Constitutional Violations
Illegal search and seizure, Miranda violations, denial of confrontation rights, or due process violations.
Prosecutorial Misconduct
Suppression of exculpatory evidence (Brady violations), improper closing arguments, or jury tampering.
Insufficient Evidence
No rational jury could have found guilt beyond a reasonable doubt on the evidence presented.
Juror Misconduct
Juror bias, outside research, improper communications, or other misconduct that prejudiced the trial.
Incorrect Jury Instructions
Judge gave legally incorrect instructions that misled the jury on the elements of the crime.
Harmless Error vs. Reversible Error
Even if the court finds an error occurred, they may not reverse if the error was "harmless" — meaning it likely didn't affect the verdict. Courts distinguish:
- Harmless error: Error was minor or evidence of guilt was overwhelming — conviction stands
- Reversible error: Error likely affected the outcome — new trial or other relief ordered
- Structural error: Certain fundamental violations (like no right to counsel at trial) are automatically reversible without prejudice analysis
Post-Conviction Remedies Beyond Direct Appeal
Habeas Corpus
A collateral attack on confinement claiming constitutional violations. Federal habeas corpus (28 U.S.C. § 2254) allows state prisoners to challenge convictions in federal court after exhausting state remedies. Key limits:
- One-year deadline from final state judgment (AEDPA)

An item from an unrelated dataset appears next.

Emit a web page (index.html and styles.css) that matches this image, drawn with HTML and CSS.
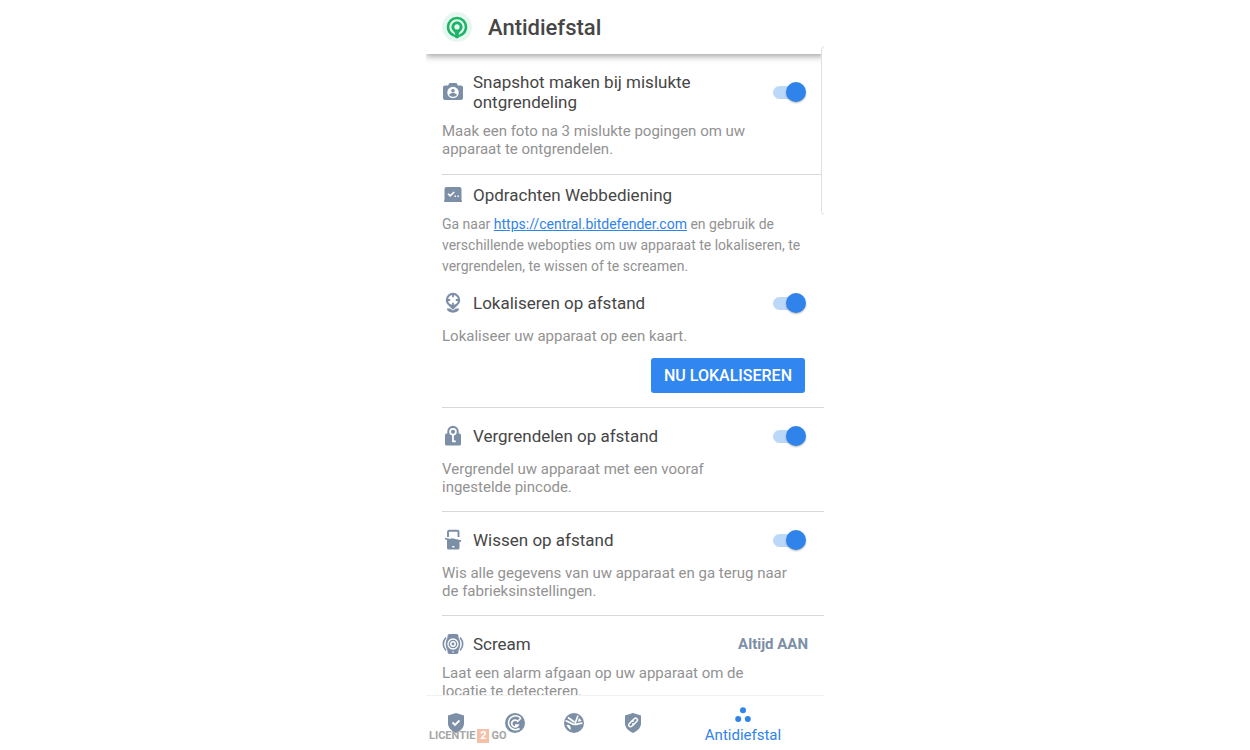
FILE: index.html
```html
<!DOCTYPE html>
<html lang="nl">
<head>
<meta charset="utf-8">
<meta name="viewport" content="width=device-width, initial-scale=1">
<title>Antidiefstal</title>
<link rel="stylesheet" href="styles.css">
</head>
<body>
<div class="app">
  <header class="topbar">
    <svg class="logo" viewBox="0 0 32 32" aria-hidden="true">
      <circle cx="16" cy="15" r="15" fill="#e6f7ef"/>
      <path d="M13 23.500c-3.500-1.600-6-4.500-6-8.500a9 9 0 0 1 18 0c0 4-2.500 6.900-6 8.500" fill="none" stroke="#1cb567" stroke-width="2.600"/>
      <path d="M16 9.300a5.600 5.600 0 0 0-5.600 5.600c0 3.300 3.600 4.600 4 7.600l-2.600.8c1.400 1.200 2.600 3.200 4.200 3.200s2.800-2 4.200-3.200l-2.600-.8c.4-3 4-4.300 4-7.600A5.600 5.600 0 0 0 16 9.300z" fill="#1cb567"/>
      <circle cx="16" cy="14.900" r="2.600" fill="#e6f7ef"/>
    </svg>
    <h1 class="page-title">Antidiefstal</h1>
  </header>

  <main class="content">
    <section class="card card-compact">
      <div class="row">
        <svg class="icon" viewBox="0 0 22 22" aria-hidden="true">
          <path fill="#7c8fa6" d="M7.500 2h7l1.500 2.500h3a2 2 0 0 1 2 2V17a2 2 0 0 1-2 2H3a2 2 0 0 1-2-2V6.500a2 2 0 0 1 2-2h3z"/>
          <circle cx="11" cy="11.500" r="5.700" fill="#fff"/>
          <circle cx="11" cy="9.700" r="1.800" fill="#7c8fa6"/>
          <path fill="#7c8fa6" d="M7 13.700c1.700-2.200 6.300-2.200 8 0-1.700 2.800-6.300 2.800-8 0z"/>
        </svg>
        <label class="title" for="snapshot">Snapshot maken bij mislukte ontgrendeling</label>
        <input class="switch" type="checkbox" role="switch" id="snapshot" checked>
      </div>
      <p class="text text-narrow">Maak een foto na 3 mislukte pogingen om uw apparaat te ontgrendelen.</p>
    </section>

    <section class="card card-web">
      <div class="row">
        <svg class="icon" viewBox="0 0 22 22" aria-hidden="true">
          <path fill="#7c8fa6" d="M4.500 3h13a2 2 0 0 1 2 2v10.500l.5 2.500H2l.5-2.500V5a2 2 0 0 1 2-2z"/>
          <path d="M6 9.700l2.200 2.200L12.200 8" fill="none" stroke="#fff" stroke-width="1.600"/>
          <path d="M12.500 12.200h1.500m1.400 0h1.500" stroke="#fff" stroke-width="1.500"/>
        </svg>
        <h2 class="title">Opdrachten Webbediening</h2>
      </div>
      <p class="text text-web">Ga naar <a class="link" href="https://central.bitdefender.com">https://central.bitdefender.com</a> en gebruik de verschillende webopties om uw apparaat te lokaliseren, te vergrendelen, te wissen of te screamen.</p>
    </section>

    <section class="card card-locate">
      <div class="row">
        <svg class="icon" viewBox="0 0 22 22" aria-hidden="true">
          <path fill="#7c8fa6" d="M11 .8a7.200 7.200 0 0 0-7.200 7.200c0 4 3.800 6.300 7.200 9.700 3.400-3.400 7.200-5.700 7.200-9.700A7.200 7.200 0 0 0 11 .8z"/>
          <circle cx="11" cy="8" r="5" fill="#fff"/>
          <path d="M11 3v2.200m0 5.600V13M6 8h2.200m5.600 0H16" stroke="#7c8fa6" stroke-width="1.800"/>
          <path fill="#7c8fa6" d="M4.800 16.600h3.400l2.800 2 2.800-2h3.400c-.6 5.400-11.800 5.400-12.400 0z"/>
        </svg>
        <label class="title" for="locate">Lokaliseren op afstand</label>
        <input class="switch" type="checkbox" role="switch" id="locate" checked>
      </div>
      <p class="text">Lokaliseer uw apparaat op een kaart.</p>
      <button class="button" type="button">NU LOKALISEREN</button>
    </section>

    <section class="card">
      <div class="row">
        <svg class="icon" viewBox="0 0 22 22" aria-hidden="true">
          <path fill="#7c8fa6" d="M11 .8a5.700 5.700 0 0 0-5.700 5.700v2H4.500A1.500 1.500 0 0 0 3 10v9a1.500 1.500 0 0 0 1.500 1.500h13A1.500 1.500 0 0 0 19 19v-9a1.500 1.500 0 0 0-1.500-1.500h-.8v-2A5.700 5.700 0 0 0 11 .8z"/>
          <circle cx="11" cy="6.800" r="2.900" fill="none" stroke="#fff" stroke-width="1.700"/>
          <path d="M11 9.500v7.700M11 16.400h2.800" fill="none" stroke="#fff" stroke-width="1.800"/>
        </svg>
        <label class="title" for="lock">Vergrendelen op afstand</label>
        <input class="switch" type="checkbox" role="switch" id="lock" checked>
      </div>
      <p class="text text-narrow">Vergrendel uw apparaat met een vooraf ingestelde pincode.</p>
    </section>

    <section class="card">
      <div class="row">
        <svg class="icon" viewBox="0 0 22 22" aria-hidden="true">
          <path d="M6 8V2.800a1 1 0 0 1 1-1h8.500a1 1 0 0 1 1 1V8" fill="none" stroke="#7c8fa6" stroke-width="1.900"/>
          <path d="M3 9.500l5 1.300 2-.6 9 2" fill="none" stroke="#7c8fa6" stroke-width="1.800"/>
          <path fill="#7c8fa6" d="M5 10l3 .8 2-.6 7.500 1.600v7.200a1.500 1.500 0 0 1-1.500 1.500H6.500A1.500 1.500 0 0 1 5 19z"/>
          <path d="M10.200 17.700h2.200" stroke="#fff" stroke-width="1.500"/>
        </svg>
        <label class="title" for="wipe">Wissen op afstand</label>
        <input class="switch" type="checkbox" role="switch" id="wipe" checked>
      </div>
      <p class="text">Wis alle gegevens van uw apparaat en ga terug naar de fabrieksinstellingen.</p>
    </section>

    <section class="card card-compact card-last">
      <div class="row">
        <svg class="icon" viewBox="0 0 22 22" aria-hidden="true">
          <path fill="#7c8fa6" d="M7.500 1h7a2 2 0 0 1 2 2v1.500q3.600 6.500 0 13V19a2 2 0 0 1-2 2h-7a2 2 0 0 1-2-2v-1.500q-3.600-6.500 0-13V3a2 2 0 0 1 2-2z"/>
          <path d="M3.900 4.500q-5.200 6.500 0 13M18.100 4.500q5.200 6.500 0 13" fill="none" stroke="#7c8fa6" stroke-width="1.600"/>
          <circle cx="11" cy="11" r="5" fill="none" stroke="#fff" stroke-width="1.300"/>
          <circle cx="11" cy="11" r="2.200" fill="none" stroke="#fff" stroke-width="1.500"/>
          <path d="M10.200 19h1.600" stroke="#fff" stroke-width="1.200"/>
        </svg>
        <h2 class="title">Scream</h2>
        <span class="status">Altijd AAN</span>
      </div>
      <p class="text text-narrow">Laat een alarm afgaan op uw apparaat om de locatie te detecteren.</p>
    </section>
  </main>

  <nav class="tabs">
    <a class="tab" href="#bescherming" aria-label="Bescherming">
      <svg class="tab-icon" viewBox="0 0 22 22" aria-hidden="true">
        <path fill="#7c8fa6" d="M11 1l8 2.500v7.700c0 4.800-3.800 7.800-8 9.800-4.200-2-8-5-8-9.800V3.500z"/>
        <path d="M7.500 10.500l2.500 2.500 4.500-4.500" fill="none" stroke="#fff" stroke-width="1.800"/>
      </svg>
    </a>
    <a class="tab" href="#scanner" aria-label="Scanner">
      <svg class="tab-icon" viewBox="0 0 22 22" aria-hidden="true">
        <circle cx="11" cy="11" r="10" fill="#7c8fa6"/>
        <path d="M16.500 5.800A7 7 0 1 0 15.500 16.500" fill="none" stroke="#fff" stroke-width="1.600"/>
        <path d="M17 6l-3.300 3.300A3.400 3.400 0 1 0 14 13.200h-3" fill="none" stroke="#fff" stroke-width="1.700"/>
      </svg>
    </a>
    <a class="tab" href="#web" aria-label="Webbescherming">
      <svg class="tab-icon" viewBox="0 0 22 22" aria-hidden="true">
        <circle cx="11" cy="11" r="10" fill="#7c8fa6"/>
        <path d="M2.600 8.800c3.400 0 5 3.700 8.900 3.700 3 0 4.500-1.300 7.900-1.300M5 5.500l6.300 4.500M15 3.500L12 11.500" fill="none" stroke="#fff" stroke-width="1.700"/>
        <path fill="#fff" d="M3.500 13c3-.8 4.500 1.300 4.300 4.700-2-.6-3.500-2.700-4.300-4.700zM16 6c1.300.9 2 1.800 2.500 3.100l-3.700.7z"/>
      </svg>
    </a>
    <a class="tab" href="#vpn" aria-label="VPN">
      <svg class="tab-icon" viewBox="0 0 22 22" aria-hidden="true">
        <path fill="#7c8fa6" d="M11 1l8 2.500v7.700c0 4.800-3.800 7.800-8 9.800-4.200-2-8-5-8-9.800V3.500z"/>
        <g fill="none" stroke="#fff" stroke-width="1.500">
          <path d="M12.400 11.700l-2.600 2.600a1.800 1.800 0 0 1-2.600-2.600l2.200-2.200a1.800 1.800 0 0 1 2.400-.1"/>
          <path d="M9.700 9.300l2.600-2.600a1.800 1.800 0 0 1 2.600 2.600l-2.200 2.200a1.800 1.800 0 0 1-2.400.1"/>
        </g>
      </svg>
    </a>
    <a class="tab tab-active" href="#antidiefstal" aria-current="page">
      <svg class="dots" viewBox="0 0 16 16" aria-hidden="true">
        <circle cx="8" cy="3.300" r="3" fill="#3083ea"/>
        <circle cx="3.200" cy="12" r="3" fill="#3083ea"/>
        <circle cx="12.800" cy="12" r="3" fill="#3083ea"/>
      </svg>
      <span>Antidiefstal</span>
    </a>
  </nav>

  <div class="watermark"><span>LICENTIE</span><span class="watermark-box">2</span><span>GO</span></div>
  <div class="edge-handle"></div>
</div>
</body>
</html>
```
FILE: styles.css
```css
* {
  box-sizing: border-box;
}

body {
  margin: 0;
  background: #fff;
  color: #464646;
  font-family: Roboto, "Liberation Sans", sans-serif;
}

.app {
  position: relative;
  display: flex;
  flex-direction: column;
  max-width: 398px;
  height: 100vh;
  margin: 0 auto;
  overflow: hidden;
}

.topbar {
  display: flex;
  flex: none;
  align-items: center;
  gap: 15px;
  height: 54px;
  padding: 2px 15px 0;
  background: #fff;
  box-shadow: 0 2px 7px rgba(0, 0, 0, 0.4);
  z-index: 1;
}

.logo {
  width: 32px;
  height: 32px;
}

.page-title {
  margin: 0;
  font-size: 22px;
  font-weight: 500;
  line-height: 28px;
}

.content {
  flex: 1;
  min-height: 0;
  padding-left: 16px;
  overflow: hidden;
}

.card {
  padding: 18px 16px 15px 0;
  border-bottom: 1px solid #d9d9d9;
}

.card-web {
  padding-top: 10px;
  padding-bottom: 0;
  border-bottom: 0;
}

.card-locate {
  padding-top: 16px;
  padding-bottom: 14px;
}

.card-last {
  border-bottom: 0;
}

.row {
  display: flex;
  align-items: center;
  gap: 9px;
}

.icon {
  flex: none;
  width: 22px;
  height: 22px;
  margin: -1px 0;
}

.title {
  flex: 1;
  margin: 0;
  padding-right: 40px;
  font-size: 17px;
  font-weight: 400;
  line-height: 20px;
}

.switch {
  position: relative;
  flex: none;
  width: 35px;
  height: 20px;
  margin: 0;
  appearance: none;
}

.switch::before {
  content: "";
  position: absolute;
  inset: 4px 4px 3px 0;
  border-radius: 7px;
  background: #bcd8f8;
}

.switch::after {
  content: "";
  position: absolute;
  top: 0;
  right: 2px;
  width: 20px;
  height: 20px;
  border-radius: 50%;
  background: #3083ea;
  box-shadow: 0 1px 2px rgba(0, 0, 0, 0.3);
}

.status {
  color: #7c8fa6;
  font-size: 15px;
  font-weight: 700;
  line-height: 20px;
}

.text {
  max-width: 350px;
  margin: 14px 0 0;
  color: #929292;
  font-size: 15px;
  line-height: 18px;
}

.text-narrow {
  max-width: 320px;
}

.card-compact .text {
  margin-top: 10px;
}

.card-compact {
  padding-bottom: 16px;
}

.text-web {
  max-width: none;
  margin-top: 9px;
  font-size: 14px;
  line-height: 21px;
}

.link {
  color: #3083ea;
}

.button {
  display: block;
  height: 35px;
  margin: 13px 3px 0 auto;
  padding: 0 13px;
  border: 0;
  border-radius: 3px;
  background: #3186ef;
  color: #fff;
  font: 500 16px/20px Roboto, "Liberation Sans", sans-serif;
}

.tabs {
  display: grid;
  flex: none;
  grid-template-columns: repeat(4, 59px) 1fr;
  height: 55px;
  border-top: 1px solid #f2f2f2;
  background: #fff;
}

.tab {
  display: flex;
  flex-direction: column;
  align-items: center;
  padding-top: 16px;
  color: #3083ea;
  font-size: 15px;
  line-height: 20px;
  text-decoration: none;
}

.tab-active {
  gap: 2px;
  padding-top: 11px;
}

.tab-icon {
  width: 22px;
  height: 22px;
}

.dots {
  width: 16px;
  height: 16px;
}

.watermark {
  position: absolute;
  bottom: 7px;
  left: 3px;
  display: flex;
  align-items: center;
  gap: 2px;
  color: #a6a6a6;
  font-size: 11px;
  font-weight: 700;
  line-height: 14px;
}

.watermark-box {
  width: 12px;
  background: #f5c0a8;
  color: #fff;
  text-align: center;
}

.edge-handle {
  position: absolute;
  top: 46px;
  right: -5px;
  width: 8px;
  height: 169px;
  border: 1px solid #e0e0e0;
  border-radius: 4px;
  background: #fff;
  z-index: 2;
}
```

- Must exhaust state court remedies first
- Claims must be "fairly presented" to state courts
- Federal court defers to reasonable state court decisions
New Evidence / Actual Innocence
If new evidence emerges after trial (including DNA evidence), courts may hear motions to vacate or new trial motions. Actual innocence claims can sometimes bypass procedural bars in extraordinary cases.
State Post-Conviction Proceedings
Most states have mechanisms for challenging convictions based on newly discovered evidence, ineffective assistance, or constitutional claims raised for the first time. Rules vary significantly by state.
Right to Counsel on Appeal
You have a constitutional right to an attorney for your first direct appeal (Douglas v. California). For subsequent appeals and post-conviction proceedings, you do NOT have a right to appointed counsel, though some states provide representation. Organizations like the Innocence Project and state public defenders sometimes take post-conviction cases.